Cancer Myth 9: There is currently a cure for cancer, but the medical industry won't tell the public about it because they make too much money treating cancer patients.
Respondents Who Agreed: 28 percent
Origin of Myth: Urban Legend
Reality: One overarching fact that clearly disputes this conspiracy theory is that doctors and laboratory scientists along with their families die of cancer at the same rate as everyone else in the United States. There is one exception, though. Health-care professionals and biomedical researchers are less likely to develop and/or die of lung, larynx, esophageal and other tobacco-related cancers because they are more aware of the dangers of tobacco and are less likely to smoke than the rest of the population.
And why would anyone hide a cure for cancer? Medical breakthroughs of all kinds are quickly announced and applied — as the world has seen with antibiotics and vaccines, such as the polio vaccine.
Also, finding one all-encompassing cure for cancer is unlikely. Cancer comes in many different forms, and for several of them, there are already cures available for the majority of patients.
Only a few decades ago, less than one in 10 children with leukemia survived 10 years after diagnosis. With modern chemotherapy, the cure rate for these children is almost 80 percent. Examples of similar progress include Hodgkin's lymphoma, bone and kidney cancers in children, and testicular cancer.

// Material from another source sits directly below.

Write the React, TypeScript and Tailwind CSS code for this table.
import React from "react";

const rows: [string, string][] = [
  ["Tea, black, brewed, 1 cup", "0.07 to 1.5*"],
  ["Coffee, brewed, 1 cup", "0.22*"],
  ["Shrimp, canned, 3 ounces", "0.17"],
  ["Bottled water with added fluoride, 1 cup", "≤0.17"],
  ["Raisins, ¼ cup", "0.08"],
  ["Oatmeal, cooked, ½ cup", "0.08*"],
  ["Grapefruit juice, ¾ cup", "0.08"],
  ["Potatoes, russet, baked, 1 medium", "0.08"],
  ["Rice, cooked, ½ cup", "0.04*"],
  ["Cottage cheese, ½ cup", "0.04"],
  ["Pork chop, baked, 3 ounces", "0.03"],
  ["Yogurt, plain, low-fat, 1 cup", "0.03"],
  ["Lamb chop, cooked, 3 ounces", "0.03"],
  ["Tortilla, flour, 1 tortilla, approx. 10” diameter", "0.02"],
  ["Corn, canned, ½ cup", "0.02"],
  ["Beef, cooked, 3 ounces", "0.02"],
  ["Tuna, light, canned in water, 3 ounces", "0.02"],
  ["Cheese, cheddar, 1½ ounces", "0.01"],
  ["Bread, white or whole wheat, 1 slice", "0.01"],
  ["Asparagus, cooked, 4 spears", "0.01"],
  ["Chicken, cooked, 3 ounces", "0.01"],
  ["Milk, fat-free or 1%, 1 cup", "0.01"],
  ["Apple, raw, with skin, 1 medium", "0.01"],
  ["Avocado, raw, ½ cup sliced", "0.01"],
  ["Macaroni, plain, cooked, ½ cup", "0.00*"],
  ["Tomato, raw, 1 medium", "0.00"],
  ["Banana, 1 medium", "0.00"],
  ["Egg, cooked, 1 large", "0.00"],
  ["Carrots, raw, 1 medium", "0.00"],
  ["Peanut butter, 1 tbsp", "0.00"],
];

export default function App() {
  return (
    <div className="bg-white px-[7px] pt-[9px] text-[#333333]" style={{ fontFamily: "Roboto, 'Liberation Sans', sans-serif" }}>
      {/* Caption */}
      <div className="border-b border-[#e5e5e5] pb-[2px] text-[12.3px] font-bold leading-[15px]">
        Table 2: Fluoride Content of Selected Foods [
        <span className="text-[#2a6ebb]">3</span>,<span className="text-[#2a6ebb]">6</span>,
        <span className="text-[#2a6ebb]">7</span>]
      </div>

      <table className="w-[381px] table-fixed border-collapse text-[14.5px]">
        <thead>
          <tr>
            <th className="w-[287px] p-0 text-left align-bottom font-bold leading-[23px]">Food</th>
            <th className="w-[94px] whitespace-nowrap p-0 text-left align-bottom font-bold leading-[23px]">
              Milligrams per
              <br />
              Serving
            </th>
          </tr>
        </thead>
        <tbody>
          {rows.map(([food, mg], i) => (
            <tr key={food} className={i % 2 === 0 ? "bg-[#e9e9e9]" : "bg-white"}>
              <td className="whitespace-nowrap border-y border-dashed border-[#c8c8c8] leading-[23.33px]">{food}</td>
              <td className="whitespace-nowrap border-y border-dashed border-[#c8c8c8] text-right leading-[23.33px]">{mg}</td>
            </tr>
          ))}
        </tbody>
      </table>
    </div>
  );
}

Fewer than half of all people with cancer in the United States actually die of the disease — and many who are not "cured" of cancer still go on living for years with relatively few changes in their lives, thanks to years of research, which has produced many advances in the fight against many of the different types of the disease. But to suggest that there currently exists an all-encompassing cure for cancer that doctors are aware of is quite inaccurate.